§ **What the task requires**:
Check each line of the material below, and copy it if it holds the string "React".

§ **Provided data**:
■ ■ ■

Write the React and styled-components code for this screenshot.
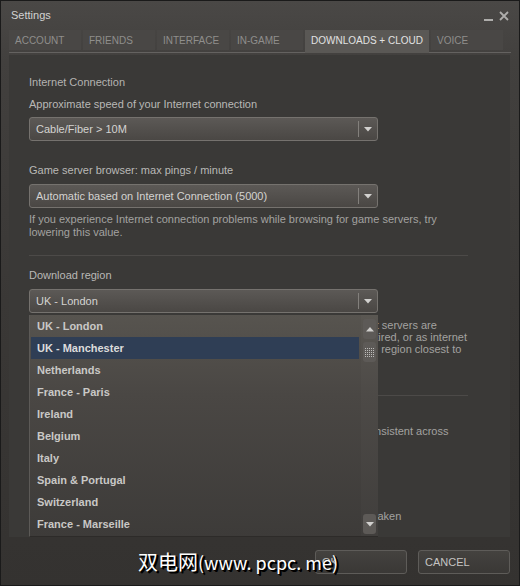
import React from "react";
import styled, { createGlobalStyle } from "styled-components";

const Global = createGlobalStyle`
  html, body { margin: 0; padding: 0; background: #1e1e1e; }
  body { font-family: Arial, "Liberation Sans", sans-serif; }
  * { box-sizing: border-box; }
`;

const Window = styled.div`
  position: relative;
  width: 520px;
  height: 586px;
  display: flex;
  flex-direction: column;
  background: linear-gradient(#4a4846 0px, #42403e 60px, #3a3836 300px, #343230 586px);
  border: 1px solid #1a1a1a;
  font-family: Arial, "Liberation Sans", sans-serif;
  overflow: hidden;
`;

const TitleBar = styled.div`
  height: 28px;
  display: flex;
  align-items: center;
  justify-content: space-between;
  padding: 0 10px 0 10px;
`;

const Title = styled.div`
  color: #d2d2d2;
  font-size: 11px;
`;

const Controls = styled.div`
  display: flex;
  align-items: center;
  gap: 6px;
  margin-top: 2px;
`;

const Tabs = styled.div`
  display: flex;
  gap: 2px;
  margin: 1px 8px 0 8px;
  border-bottom: 1px solid #646260;
  height: 23px;
`;

const Tab = styled.div`
  width: ${p => p.$w}px;
  height: ${p => (p.$active ? 23 : 20)}px;
  display: flex;
  align-items: center;
  padding-left: 6px;
  padding-bottom: ${p => (p.$active ? 2 : 0)}px;
  font-size: 10px;
  color: ${p => (p.$active ? "#e2e2e2" : "#8f8e8c")};
  background: ${p => (p.$active ? "#5a5855" : "#494745")};
  white-space: nowrap;
`;

const Panel = styled.div`
  flex: 1;
  margin: 2px 9px 0 8px;
  background: #3a3937;
  padding: 20px 42px 0 20px;
  display: flex;
  flex-direction: column;
`;

const SectionTitle = styled.div`
  font-size: 11px;
  line-height: 14px;
  color: #b4b3b1;
  margin-bottom: 8px;
`;

const Label = styled.div`
  font-size: 11px;
  line-height: 14px;
  color: #b9b8b6;
  margin-top: ${p => p.$mt || 0}px;
  margin-bottom: ${p => p.$mb ?? 6}px;
`;

const Select = styled.div`
  width: 349px;
  height: 24px;
  border: 1px solid #75726e;
  border-radius: 3px;
  background: linear-gradient(#5c5956, #4a4744);
  display: flex;
  align-items: center;
  color: #d4d3d1;
  font-size: 11px;
  padding-left: 6px;
`;

const SelectText = styled.span`
  flex: 1;
`;

const ArrowBox = styled.div`
  width: 19px;
  height: 16px;
  border-left: 1px solid #83807c;
  display: flex;
  align-items: center;
  justify-content: center;
`;

const Help = styled.div`
  font-size: 11px;
  line-height: ${p => p.$lh || 13}px;
  color: #a3a2a0;
  margin-top: ${p => p.$mt || 0}px;
  white-space: ${p => (p.$nowrap ? "nowrap" : "normal")};
`;

const Divider = styled.div`
  height: 1px;
  background: #4c4a48;
  margin-top: ${p => p.$mt}px;
`;

const RegionWrap = styled.div`
  position: relative;
  width: 349px;
`;

const List = styled.div`
  position: absolute;
  left: 0;
  top: 26px;
  width: 349px;
  height: 222px;
  background: linear-gradient(#57544f 0px, #4a4744 80px, #3d3b39 222px);
  border-left: 1px solid #5c5a57;
  border-bottom: 1px solid #2d2b29;
  z-index: 2;
  display: flex;
`;

const Items = styled.div`
  flex: 1;
  padding-left: 1px;
`;

const Item = styled.div`
  height: 22px;
  display: flex;
  align-items: center;
  padding-left: 6px;
  font-size: 11px;
  font-weight: bold;
  color: ${p => (p.$sel ? "#dcdcdc" : "#c9c8c6")};
  background: ${p => (p.$sel ? "#2f3e55" : "transparent")};
  margin-right: 2px;
`;

const ScrollCol = styled.div`
  width: 17px;
  display: flex;
  flex-direction: column;
  align-items: center;
  padding: 4px 0 2px;
  background: rgba(255, 255, 255, 0.02);
`;

const ScrollBtn = styled.div`
  width: 13px;
  height: 20px;
  border-radius: 3px;
  background: #5d5a57;
  display: flex;
  align-items: center;
  justify-content: center;
  margin-top: ${p => p.$mt || 0}px;
`;

const Spacer = styled.div`
  flex: 1;
`;

const Footer = styled.div`
  height: 48px;
  display: flex;
  align-items: center;
  justify-content: flex-end;
  gap: 11px;
  padding: 2px 9px 0 0;
`;

const Button = styled.div`
  width: 92px;
  height: 24px;
  border: 1px solid #5e5c59;
  border-radius: 3px;
  background: linear-gradient(#44423f, #3a3836);
  color: #c5c4c2;
  font-size: 11px;
  display: flex;
  align-items: center;
  padding-left: 6px;
`;

const Watermark = styled.div`
  position: absolute;
  left: 137px;
  top: 548px;
  font-family: "Noto Sans CJK SC", "DejaVu Sans", sans-serif;
  font-size: 20px;
  line-height: 26px;
  color: #ffffff;
  text-shadow: 2px 2px 0 #000, 1px 1px 0 #000, 2px 1px 0 #000;
  white-space: nowrap;
  z-index: 5;
`;

const Latin = styled.span`
  font-size: 18px;
`;

const Caret = () => (
  <svg width="8" height="5" viewBox="0 0 8 5">
    <path d="M0 0 H8 L4 4.5 Z" fill="#d2d1cf" />
  </svg>
);

const regions = [
  "UK - London",
  "UK - Manchester",
  "Netherlands",
  "France - Paris",
  "Ireland",
  "Belgium",
  "Italy",
  "Spain & Portugal",
  "Switzerland",
  "France - Marseille",
];

const tabs = [
  ["ACCOUNT", 72],
  ["FRIENDS", 72],
  ["INTERFACE", 72],
  ["IN-GAME", 72],
  ["DOWNLOADS + CLOUD", 124],
  ["VOICE", 72],
];

export default function App() {
  return (
    <>
      <Global />
      <Window>
        <TitleBar>
          <Title>Settings</Title>
          <Controls>
            <svg width="9" height="10" viewBox="0 0 9 10">
              <rect x="0" y="8" width="9" height="2" fill="#aeadab" />
            </svg>
            <svg width="10" height="10" viewBox="0 0 10 10">
              <path d="M1 1 L9 9 M9 1 L1 9" stroke="#aeadab" strokeWidth="1.8" />
            </svg>
          </Controls>
        </TitleBar>
        <Tabs>
          {tabs.map(([t, w]) => (
            <Tab key={t} $w={w} $active={t === "DOWNLOADS + CLOUD"}>
              {t}
            </Tab>
          ))}
        </Tabs>
        <Panel>
          <SectionTitle>Internet Connection</SectionTitle>
          <Label>Approximate speed of your Internet connection</Label>
          <Select>
            <SelectText>Cable/Fiber &gt; 10M</SelectText>
            <ArrowBox><Caret /></ArrowBox>
          </Select>
          <Label $mt={22} $mb={7}>Game server browser: max pings / minute</Label>
          <Select>
            <SelectText>Automatic based on Internet Connection (5000)</SelectText>
            <ArrowBox><Caret /></ArrowBox>
          </Select>
          <Help $mt={5}>
            If you experience Internet connection problems while browsing for game servers, try
            lowering this value.
          </Help>
          <Divider $mt={16} />
          <Label $mt={12} $mb={7}>Download region</Label>
          <RegionWrap>
            <Select>
              <SelectText>UK - London</SelectText>
              <ArrowBox><Caret /></ArrowBox>
            </Select>
            <List>
              <Items>
                {regions.map((r, i) => (
                  <Item key={r} $sel={i === 1}>{r}</Item>
                ))}
              </Items>
              <ScrollCol>
                <ScrollBtn>
                  <svg width="8" height="5" viewBox="0 0 8 5">
                    <path d="M0 4.5 H8 L4 0 Z" fill="#cfcecc" />
                  </svg>
                </ScrollBtn>
                <ScrollBtn $mt={3}>
                  <svg width="9" height="9" viewBox="0 0 9 9">
                    {[0, 2, 4, 6, 8].map(y =>
                      [0, 2, 4, 6, 8].map(x => (
                        <rect key={x + "-" + y} x={x} y={y} width="1" height="1" fill="#bdbcba" />
                      ))
                    )}
                  </svg>
                </ScrollBtn>
                <Spacer />
                <ScrollBtn>
                  <Caret />
                </ScrollBtn>
              </ScrollCol>
            </List>
          </RegionWrap>
          <Help $mt={6} $lh={12} $nowrap>
            Steam automatically selects the best download region, but if the content servers are
            <br />
            overloaded, a different region can be chosen manually, if servers are retired, or as internet
            <br />
            routing changes, you might see better speeds by manually selecting the region closest to
          </Help>
          <Divider $mt={40} />
          <Label $mt={9}>Content Libraries</Label>
          <Help $nowrap>
            Manage your content locations on multiple drives, to keep all installs consistent across
          </Help>
          <Help $mt={72} $nowrap>
            Clearing the download cache may fix problems, but some time may be taken
          </Help>
        </Panel>
        <Footer>
          <Button>OK</Button>
          <Button>CANCEL</Button>
        </Footer>
        <Watermark>
          双电网<Latin>(www. pcpc. me)</Latin>
        </Watermark>
      </Window>
    </>
  );
}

■ ■ ■

§ **Worked answer**:
Write the React and styled-components code for this screenshot.
import React from "react";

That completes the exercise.